Balıkesir Üniversitesi Senatosu, üniversite bünyesinde hukuk fakültesi açılması için karar aldı.
Bir hafta geçmedi, bu kez Bandırma Onyedi Eylül Üniversitesi’ne Tıp Fakültesi açılması kararı Resmi Gazete’de yayınlandı.
Bir fakülte kurulması için süreç uzun.
Senato karar alacak, YÖK’e gidecek, YÖK onaylayacak, Cumhurbaşkanı imzasına gidecek, olur çıkacak, Resmi Gazete’de yayınlanacak.
Kurulma ve/veya açılma kararı sonlandığında da iş orada bitmiyor ondan sonra pat diye açmak da zor.
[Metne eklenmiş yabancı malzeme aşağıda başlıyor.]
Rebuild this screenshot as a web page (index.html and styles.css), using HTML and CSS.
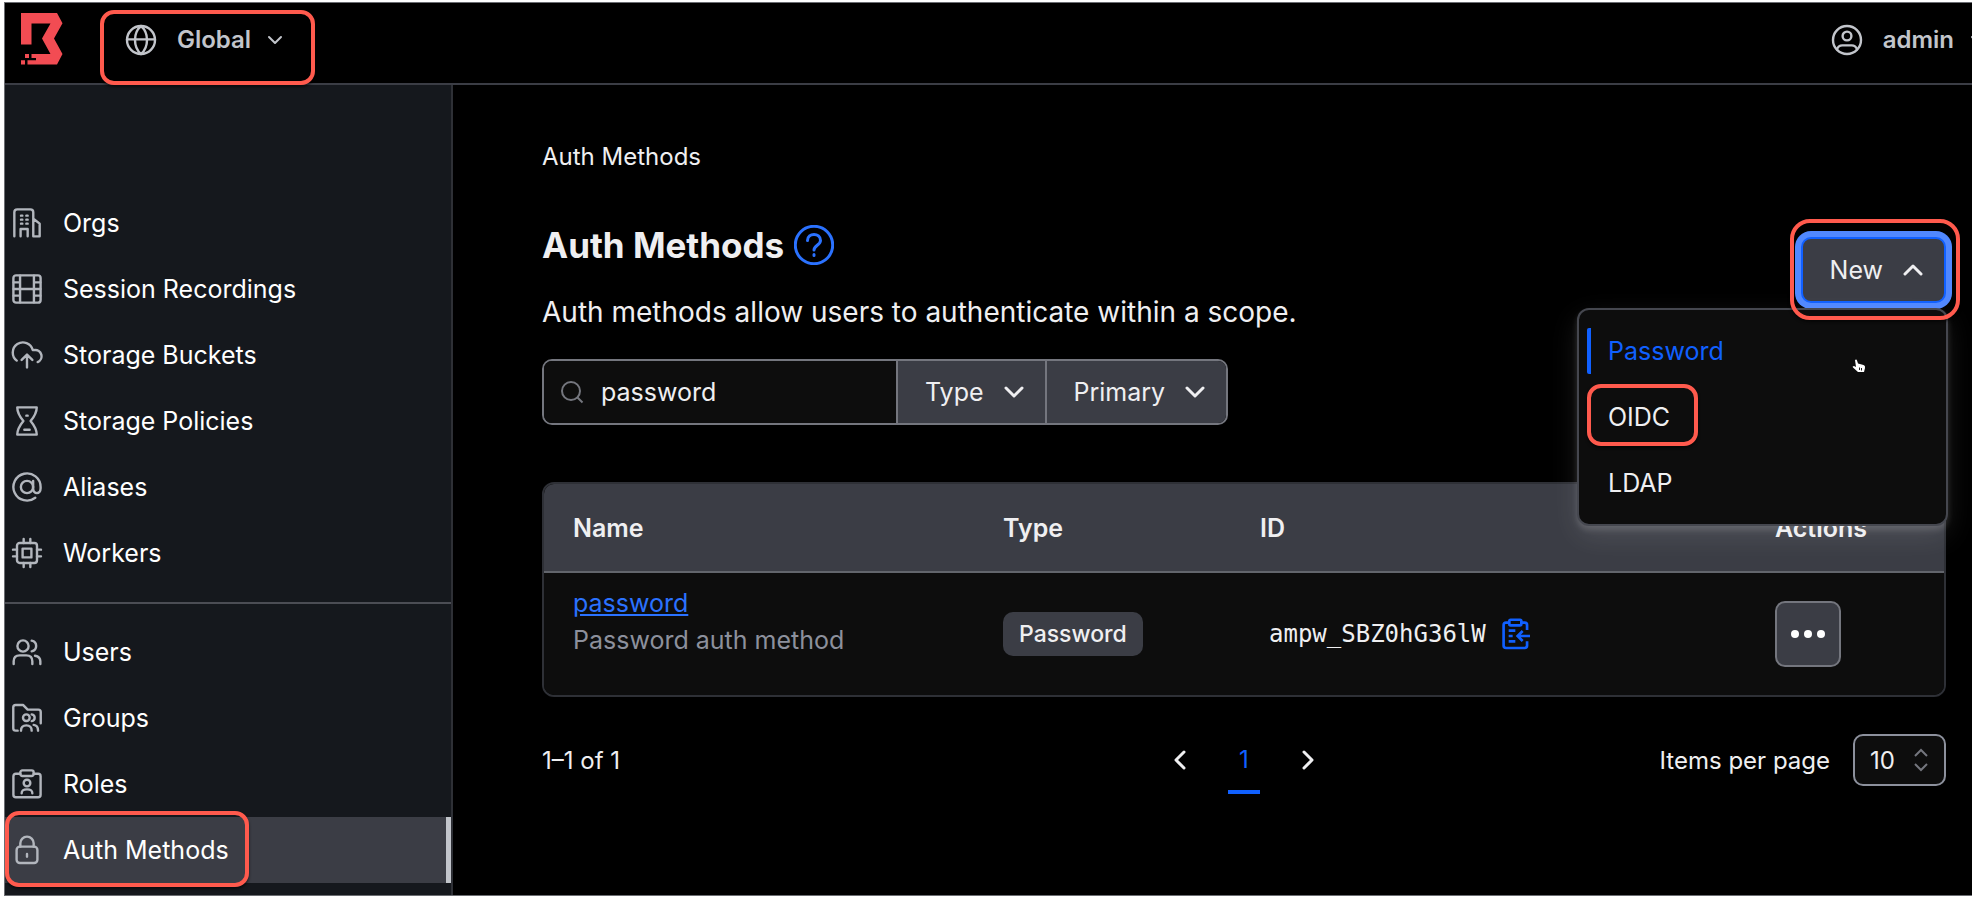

Hazırlıklar, araç gereç, öğretim üyesi…
Belki önümüzdeki öğretim yılına, belki bir sonrakine, belki daha öteki yıla…
Onyedi Eylül Tıp en azından resmi aşamayı tamamlamış, Hukuk’un önü daha uzun.
Aslına bakarsanız çıplak haliyle bir haftada iki güzel haber.
Balıkesir’e hem ilk hukuk, hem de ikinci tıp.
“Daha ne”, der insan normal şartlarda!
Amma…
Balıkesir Üniversitesi’nin Tıp Fakültesi’ne dönelim mi önce biraz.
Ne zaman açılma kararı alındı Resmi Gazete’de, ne zaman kapılarını açtı öğrencilere…
O günden bugüne ne kadar yol aldı Tıp Fakültemiz?
Acili ne durumda, kaç bölümü var, sıkıntıları, eksiklikleri ne durumda?
Balıkesir Tıp’taki öğretim görevlilerine hiç sordunuz mu durumları ne?
Dört dörtlük durumda mı Tıp?..
Dörtte üçlük?
Dörtte iki?..
Tıp Fakültemiz, ülkemiz tıpları içinde hangi basamakta?
Ne kadar rağbet görüyor?
Öğretim üyesi eksiği ne durumda?
Hiç sordunuz mu bunu kendilerine?
Türkiye’de bu gibi kararlar alınırken yaşanan en büyük eksiklik, uygulamanın içinde olanlara, fiilen işi yapanlara hiçbir şey sorulmaması.
Bandırma’ya tıp açılsın mı diye Bandırmalı’ya sorarsanız, açılsın diyen çoğunlukta çıkar haliyle.
Peki Bandırmanın bağlı olduğu Balıkesir’in Tıp Fakültesi’nin öğretim üyelerine sorulsa, “Bandırma’ya tıp açıyoruz, ilinizi ikiliyoruz” denilse, bizim öğretim üyelerimiz ne der sizce?
“Aman aman açmayın, yapmayın, önce bizi bir dört dörtlük yapın, her şeyimiz tam olsun da sonra ikincisini düşünelim”.
Yanılıyorsak veya Balıkesir Tıp’tan aksi bir görüş veya ses gelirse doğal olarak köşemiz açık.
Ama her halükarda manzaranın bu olduğunu biliyoruz.
Oda donatısından tutun, tıbbi cihazların alımına kadar ne kadar bağışla yapıldı birşeyler?
BALGÜÇ Vakfı başta olmak üzere kaç kişi, kurum, STÖ, kuruluş destek oldu bugüne kadar?..
Olacak elbette ve olmalı da.
Her kent, her şehir yardımını esirgememeli.
Ama konumuz bu değil.
Konumuz, açmış olmak için mi açmalı bu bilim dolu olması gereken kurumları; olmuş olması için mi, ihtiyaçtan mı, gereklilikten mi, öğretim üyesi bolluğundan mı?..
Hangisi?
Hayırlı olsun Bandırma Onyedi Eylül Tıp.
Ama Balıkesir Üniversitesi Tıp Fakültesi ne durumda, ona da bakalım olur mu?..
Dört dörtlük müyüz?
Kervan yolda dizilir(düzülür) anlayışı üniversiteler açısından doğru bir bakış mıdır?..
Popülizm, siyaseten hep kullanılan bir argüman ama…
Birini harikulade yapmaya çalışmak varken yarım yamalak mı olmalı her şey?
Bandırma Tıp, gerçekten ihtiyaç mıydı aynı Balıkesir Hukuk gibi?!